Dataset records
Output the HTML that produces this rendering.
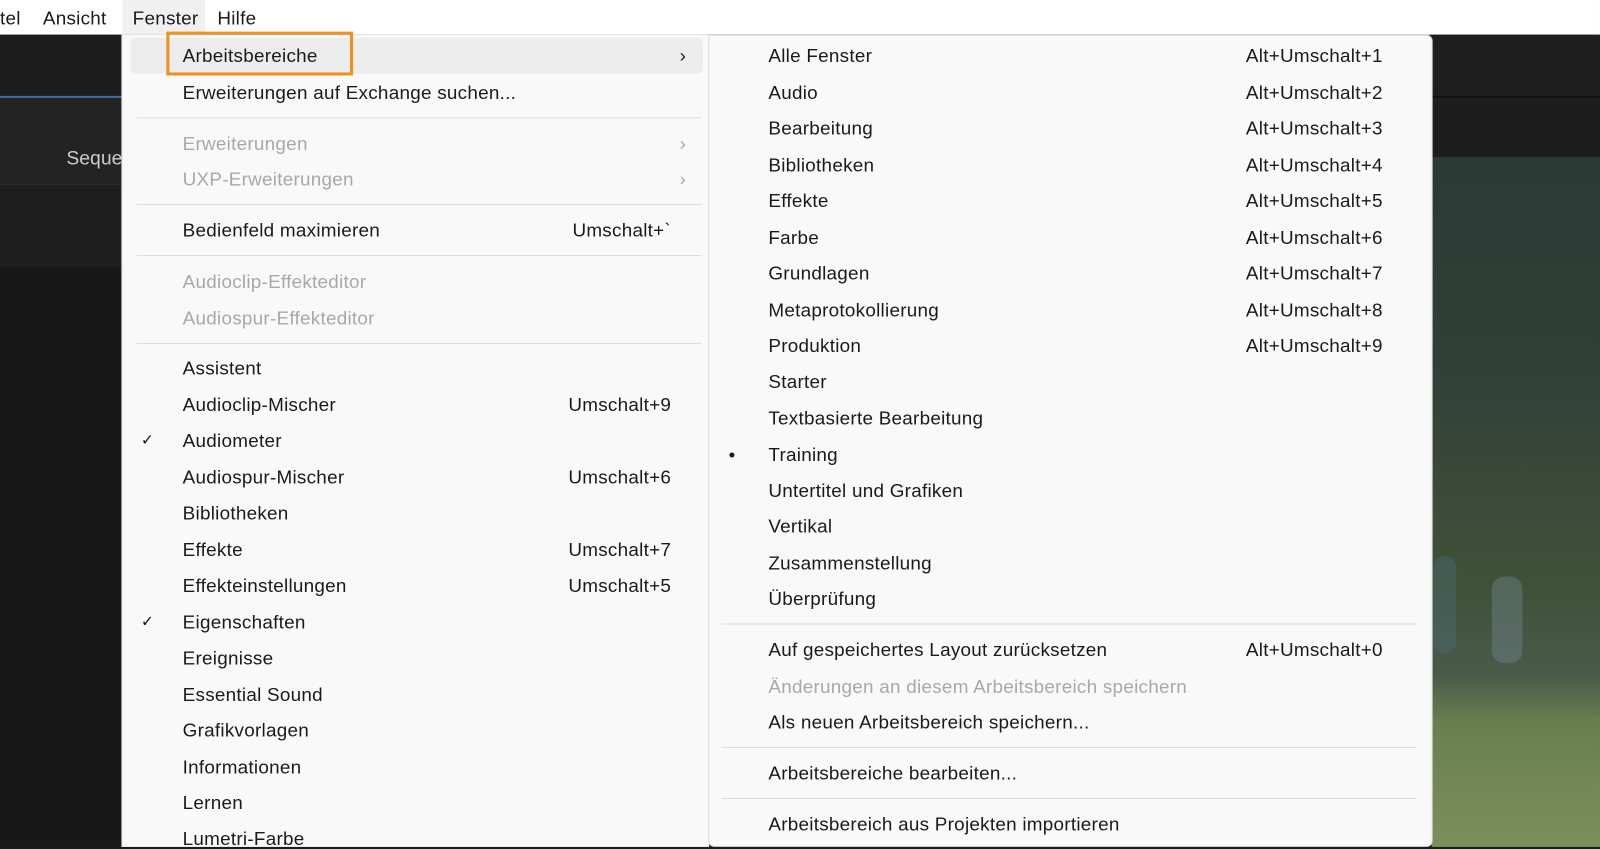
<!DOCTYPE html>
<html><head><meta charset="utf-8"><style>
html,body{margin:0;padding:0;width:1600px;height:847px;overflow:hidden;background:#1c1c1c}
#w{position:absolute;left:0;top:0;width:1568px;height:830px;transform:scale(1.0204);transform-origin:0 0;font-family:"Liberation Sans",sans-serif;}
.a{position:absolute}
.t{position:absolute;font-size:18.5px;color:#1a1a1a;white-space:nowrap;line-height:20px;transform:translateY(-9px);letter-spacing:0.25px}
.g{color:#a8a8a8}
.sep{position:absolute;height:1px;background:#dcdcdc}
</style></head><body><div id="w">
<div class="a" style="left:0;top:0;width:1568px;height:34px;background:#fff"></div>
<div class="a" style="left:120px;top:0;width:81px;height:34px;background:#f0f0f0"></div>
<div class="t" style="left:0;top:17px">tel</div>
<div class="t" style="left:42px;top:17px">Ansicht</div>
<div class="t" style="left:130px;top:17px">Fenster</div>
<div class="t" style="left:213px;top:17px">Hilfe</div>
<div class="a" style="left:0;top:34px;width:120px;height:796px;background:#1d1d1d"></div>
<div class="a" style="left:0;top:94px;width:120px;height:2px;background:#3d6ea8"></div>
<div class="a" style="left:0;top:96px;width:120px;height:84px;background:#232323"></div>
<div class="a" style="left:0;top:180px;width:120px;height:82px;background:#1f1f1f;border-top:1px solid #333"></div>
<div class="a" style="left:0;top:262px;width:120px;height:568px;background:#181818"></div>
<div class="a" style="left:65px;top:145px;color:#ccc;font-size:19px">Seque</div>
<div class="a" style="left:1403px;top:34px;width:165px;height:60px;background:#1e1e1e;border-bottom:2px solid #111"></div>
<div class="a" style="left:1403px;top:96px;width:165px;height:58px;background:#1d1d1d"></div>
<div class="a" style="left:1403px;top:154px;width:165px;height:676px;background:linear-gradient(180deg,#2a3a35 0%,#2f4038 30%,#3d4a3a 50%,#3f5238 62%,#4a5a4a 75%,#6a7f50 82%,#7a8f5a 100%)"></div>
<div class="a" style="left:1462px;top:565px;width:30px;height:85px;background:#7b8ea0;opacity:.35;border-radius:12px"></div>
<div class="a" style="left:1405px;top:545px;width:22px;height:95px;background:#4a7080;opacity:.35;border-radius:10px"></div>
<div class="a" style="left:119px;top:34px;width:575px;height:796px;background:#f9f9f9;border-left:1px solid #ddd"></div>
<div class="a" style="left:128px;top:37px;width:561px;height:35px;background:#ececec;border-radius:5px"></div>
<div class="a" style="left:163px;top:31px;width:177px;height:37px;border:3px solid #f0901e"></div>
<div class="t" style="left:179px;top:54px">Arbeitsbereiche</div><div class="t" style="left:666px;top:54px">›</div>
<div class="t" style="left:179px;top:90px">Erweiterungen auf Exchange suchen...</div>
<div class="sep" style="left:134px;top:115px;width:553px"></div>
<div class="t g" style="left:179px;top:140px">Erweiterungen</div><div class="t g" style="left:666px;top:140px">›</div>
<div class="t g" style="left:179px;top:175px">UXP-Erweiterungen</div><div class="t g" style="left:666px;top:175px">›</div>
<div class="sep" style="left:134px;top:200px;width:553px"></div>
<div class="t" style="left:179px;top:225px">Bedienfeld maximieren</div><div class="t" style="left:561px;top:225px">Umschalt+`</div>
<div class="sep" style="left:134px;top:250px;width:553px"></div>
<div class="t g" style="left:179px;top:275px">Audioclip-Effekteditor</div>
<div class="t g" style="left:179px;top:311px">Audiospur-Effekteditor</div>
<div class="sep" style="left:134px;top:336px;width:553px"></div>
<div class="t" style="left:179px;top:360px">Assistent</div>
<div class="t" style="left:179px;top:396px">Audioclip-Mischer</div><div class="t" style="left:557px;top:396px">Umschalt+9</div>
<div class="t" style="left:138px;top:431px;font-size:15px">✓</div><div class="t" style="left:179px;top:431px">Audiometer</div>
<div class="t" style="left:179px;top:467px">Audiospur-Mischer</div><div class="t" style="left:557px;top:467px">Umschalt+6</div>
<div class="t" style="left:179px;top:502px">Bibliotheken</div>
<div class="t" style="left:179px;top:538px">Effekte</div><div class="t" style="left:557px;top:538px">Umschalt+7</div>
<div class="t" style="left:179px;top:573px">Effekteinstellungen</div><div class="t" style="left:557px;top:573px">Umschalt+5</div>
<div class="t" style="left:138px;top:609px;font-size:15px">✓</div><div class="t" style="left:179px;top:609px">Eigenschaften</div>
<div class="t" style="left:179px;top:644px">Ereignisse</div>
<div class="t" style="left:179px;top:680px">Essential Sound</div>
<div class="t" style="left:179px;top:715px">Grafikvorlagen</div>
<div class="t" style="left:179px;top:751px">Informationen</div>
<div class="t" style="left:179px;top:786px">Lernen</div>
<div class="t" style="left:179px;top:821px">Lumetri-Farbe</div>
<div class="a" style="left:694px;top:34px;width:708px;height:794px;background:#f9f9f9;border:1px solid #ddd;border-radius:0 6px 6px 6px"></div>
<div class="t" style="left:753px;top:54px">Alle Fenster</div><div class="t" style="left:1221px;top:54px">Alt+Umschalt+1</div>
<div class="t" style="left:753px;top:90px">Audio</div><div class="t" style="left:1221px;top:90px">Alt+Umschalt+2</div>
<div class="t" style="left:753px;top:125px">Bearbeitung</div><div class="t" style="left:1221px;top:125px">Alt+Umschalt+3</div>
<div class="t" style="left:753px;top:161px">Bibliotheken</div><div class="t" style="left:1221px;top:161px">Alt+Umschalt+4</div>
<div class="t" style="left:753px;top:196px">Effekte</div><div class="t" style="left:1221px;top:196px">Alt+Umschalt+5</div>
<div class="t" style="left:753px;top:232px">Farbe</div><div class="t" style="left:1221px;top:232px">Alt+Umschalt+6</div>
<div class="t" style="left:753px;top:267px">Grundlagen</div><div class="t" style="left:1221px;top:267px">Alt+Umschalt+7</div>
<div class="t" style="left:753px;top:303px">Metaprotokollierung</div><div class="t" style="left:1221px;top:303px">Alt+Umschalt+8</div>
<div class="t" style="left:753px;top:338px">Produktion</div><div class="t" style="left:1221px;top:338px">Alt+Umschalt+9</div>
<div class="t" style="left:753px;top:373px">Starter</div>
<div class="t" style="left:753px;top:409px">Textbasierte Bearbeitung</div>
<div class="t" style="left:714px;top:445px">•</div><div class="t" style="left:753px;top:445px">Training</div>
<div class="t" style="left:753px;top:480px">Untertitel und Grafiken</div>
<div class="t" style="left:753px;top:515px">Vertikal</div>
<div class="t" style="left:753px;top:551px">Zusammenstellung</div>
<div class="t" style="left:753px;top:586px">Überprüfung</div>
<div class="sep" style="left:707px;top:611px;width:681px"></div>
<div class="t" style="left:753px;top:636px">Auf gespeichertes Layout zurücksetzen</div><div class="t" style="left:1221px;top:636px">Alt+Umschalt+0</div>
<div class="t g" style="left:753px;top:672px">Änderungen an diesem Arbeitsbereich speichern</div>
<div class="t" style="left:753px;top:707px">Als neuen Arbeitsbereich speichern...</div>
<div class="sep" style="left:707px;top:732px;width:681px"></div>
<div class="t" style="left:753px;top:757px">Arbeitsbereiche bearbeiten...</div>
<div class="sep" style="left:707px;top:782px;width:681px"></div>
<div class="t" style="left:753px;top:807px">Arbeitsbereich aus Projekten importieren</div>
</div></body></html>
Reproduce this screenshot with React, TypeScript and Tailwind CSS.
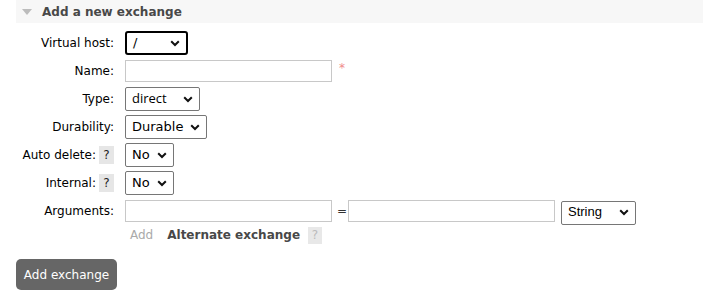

### What you need to do
Leave out the pictures and copy everything else in the records word for word.

### Correct result
Output the HTML that produces this rendering.
<!DOCTYPE html>
<html><head><meta charset="utf-8"><style>
html,body{margin:0;padding:0;width:1600px;height:847px;overflow:hidden;background:#1c1c1c}
#w{position:absolute;left:0;top:0;width:1568px;height:830px;transform:scale(1.0204);transform-origin:0 0;font-family:"Liberation Sans",sans-serif;}
.a{position:absolute}
.t{position:absolute;font-size:18.5px;color:#1a1a1a;white-space:nowrap;line-height:20px;transform:translateY(-9px);letter-spacing:0.25px}
.g{color:#a8a8a8}
.sep{position:absolute;height:1px;background:#dcdcdc}
</style></head><body><div id="w">
<div class="a" style="left:0;top:0;width:1568px;height:34px;background:#fff"></div>
<div class="a" style="left:120px;top:0;width:81px;height:34px;background:#f0f0f0"></div>
<div class="t" style="left:0;top:17px">tel</div>
<div class="t" style="left:42px;top:17px">Ansicht</div>
<div class="t" style="left:130px;top:17px">Fenster</div>
<div class="t" style="left:213px;top:17px">Hilfe</div>
<div class="a" style="left:0;top:34px;width:120px;height:796px;background:#1d1d1d"></div>
<div class="a" style="left:0;top:94px;width:120px;height:2px;background:#3d6ea8"></div>
<div class="a" style="left:0;top:96px;width:120px;height:84px;background:#232323"></div>
<div class="a" style="left:0;top:180px;width:120px;height:82px;background:#1f1f1f;border-top:1px solid #333"></div>
<div class="a" style="left:0;top:262px;width:120px;height:568px;background:#181818"></div>
<div class="a" style="left:65px;top:145px;color:#ccc;font-size:19px">Seque</div>
<div class="a" style="left:1403px;top:34px;width:165px;height:60px;background:#1e1e1e;border-bottom:2px solid #111"></div>
<div class="a" style="left:1403px;top:96px;width:165px;height:58px;background:#1d1d1d"></div>
<div class="a" style="left:1403px;top:154px;width:165px;height:676px;background:linear-gradient(180deg,#2a3a35 0%,#2f4038 30%,#3d4a3a 50%,#3f5238 62%,#4a5a4a 75%,#6a7f50 82%,#7a8f5a 100%)"></div>
<div class="a" style="left:1462px;top:565px;width:30px;height:85px;background:#7b8ea0;opacity:.35;border-radius:12px"></div>
<div class="a" style="left:1405px;top:545px;width:22px;height:95px;background:#4a7080;opacity:.35;border-radius:10px"></div>
<div class="a" style="left:119px;top:34px;width:575px;height:796px;background:#f9f9f9;border-left:1px solid #ddd"></div>
<div class="a" style="left:128px;top:37px;width:561px;height:35px;background:#ececec;border-radius:5px"></div>
<div class="a" style="left:163px;top:31px;width:177px;height:37px;border:3px solid #f0901e"></div>
<div class="t" style="left:179px;top:54px">Arbeitsbereiche</div><div class="t" style="left:666px;top:54px">›</div>
<div class="t" style="left:179px;top:90px">Erweiterungen auf Exchange suchen...</div>
<div class="sep" style="left:134px;top:115px;width:553px"></div>
<div class="t g" style="left:179px;top:140px">Erweiterungen</div><div class="t g" style="left:666px;top:140px">›</div>
<div class="t g" style="left:179px;top:175px">UXP-Erweiterungen</div><div class="t g" style="left:666px;top:175px">›</div>
<div class="sep" style="left:134px;top:200px;width:553px"></div>
<div class="t" style="left:179px;top:225px">Bedienfeld maximieren</div><div class="t" style="left:561px;top:225px">Umschalt+`</div>
<div class="sep" style="left:134px;top:250px;width:553px"></div>
<div class="t g" style="left:179px;top:275px">Audioclip-Effekteditor</div>
<div class="t g" style="left:179px;top:311px">Audiospur-Effekteditor</div>
<div class="sep" style="left:134px;top:336px;width:553px"></div>
<div class="t" style="left:179px;top:360px">Assistent</div>
<div class="t" style="left:179px;top:396px">Audioclip-Mischer</div><div class="t" style="left:557px;top:396px">Umschalt+9</div>
<div class="t" style="left:138px;top:431px;font-size:15px">✓</div><div class="t" style="left:179px;top:431px">Audiometer</div>
<div class="t" style="left:179px;top:467px">Audiospur-Mischer</div><div class="t" style="left:557px;top:467px">Umschalt+6</div>
<div class="t" style="left:179px;top:502px">Bibliotheken</div>
<div class="t" style="left:179px;top:538px">Effekte</div><div class="t" style="left:557px;top:538px">Umschalt+7</div>
<div class="t" style="left:179px;top:573px">Effekteinstellungen</div><div class="t" style="left:557px;top:573px">Umschalt+5</div>
<div class="t" style="left:138px;top:609px;font-size:15px">✓</div><div class="t" style="left:179px;top:609px">Eigenschaften</div>
<div class="t" style="left:179px;top:644px">Ereignisse</div>
<div class="t" style="left:179px;top:680px">Essential Sound</div>
<div class="t" style="left:179px;top:715px">Grafikvorlagen</div>
<div class="t" style="left:179px;top:751px">Informationen</div>
<div class="t" style="left:179px;top:786px">Lernen</div>
<div class="t" style="left:179px;top:821px">Lumetri-Farbe</div>
<div class="a" style="left:694px;top:34px;width:708px;height:794px;background:#f9f9f9;border:1px solid #ddd;border-radius:0 6px 6px 6px"></div>
<div class="t" style="left:753px;top:54px">Alle Fenster</div><div class="t" style="left:1221px;top:54px">Alt+Umschalt+1</div>
<div class="t" style="left:753px;top:90px">Audio</div><div class="t" style="left:1221px;top:90px">Alt+Umschalt+2</div>
<div class="t" style="left:753px;top:125px">Bearbeitung</div><div class="t" style="left:1221px;top:125px">Alt+Umschalt+3</div>
<div class="t" style="left:753px;top:161px">Bibliotheken</div><div class="t" style="left:1221px;top:161px">Alt+Umschalt+4</div>
<div class="t" style="left:753px;top:196px">Effekte</div><div class="t" style="left:1221px;top:196px">Alt+Umschalt+5</div>
<div class="t" style="left:753px;top:232px">Farbe</div><div class="t" style="left:1221px;top:232px">Alt+Umschalt+6</div>
<div class="t" style="left:753px;top:267px">Grundlagen</div><div class="t" style="left:1221px;top:267px">Alt+Umschalt+7</div>
<div class="t" style="left:753px;top:303px">Metaprotokollierung</div><div class="t" style="left:1221px;top:303px">Alt+Umschalt+8</div>
<div class="t" style="left:753px;top:338px">Produktion</div><div class="t" style="left:1221px;top:338px">Alt+Umschalt+9</div>
<div class="t" style="left:753px;top:373px">Starter</div>
<div class="t" style="left:753px;top:409px">Textbasierte Bearbeitung</div>
<div class="t" style="left:714px;top:445px">•</div><div class="t" style="left:753px;top:445px">Training</div>
<div class="t" style="left:753px;top:480px">Untertitel und Grafiken</div>
<div class="t" style="left:753px;top:515px">Vertikal</div>
<div class="t" style="left:753px;top:551px">Zusammenstellung</div>
<div class="t" style="left:753px;top:586px">Überprüfung</div>
<div class="sep" style="left:707px;top:611px;width:681px"></div>
<div class="t" style="left:753px;top:636px">Auf gespeichertes Layout zurücksetzen</div><div class="t" style="left:1221px;top:636px">Alt+Umschalt+0</div>
<div class="t g" style="left:753px;top:672px">Änderungen an diesem Arbeitsbereich speichern</div>
<div class="t" style="left:753px;top:707px">Als neuen Arbeitsbereich speichern...</div>
<div class="sep" style="left:707px;top:732px;width:681px"></div>
<div class="t" style="left:753px;top:757px">Arbeitsbereiche bearbeiten...</div>
<div class="sep" style="left:707px;top:782px;width:681px"></div>
<div class="t" style="left:753px;top:807px">Arbeitsbereich aus Projekten importieren</div>
</div></body></html>
Reproduce this screenshot with React, TypeScript and Tailwind CSS.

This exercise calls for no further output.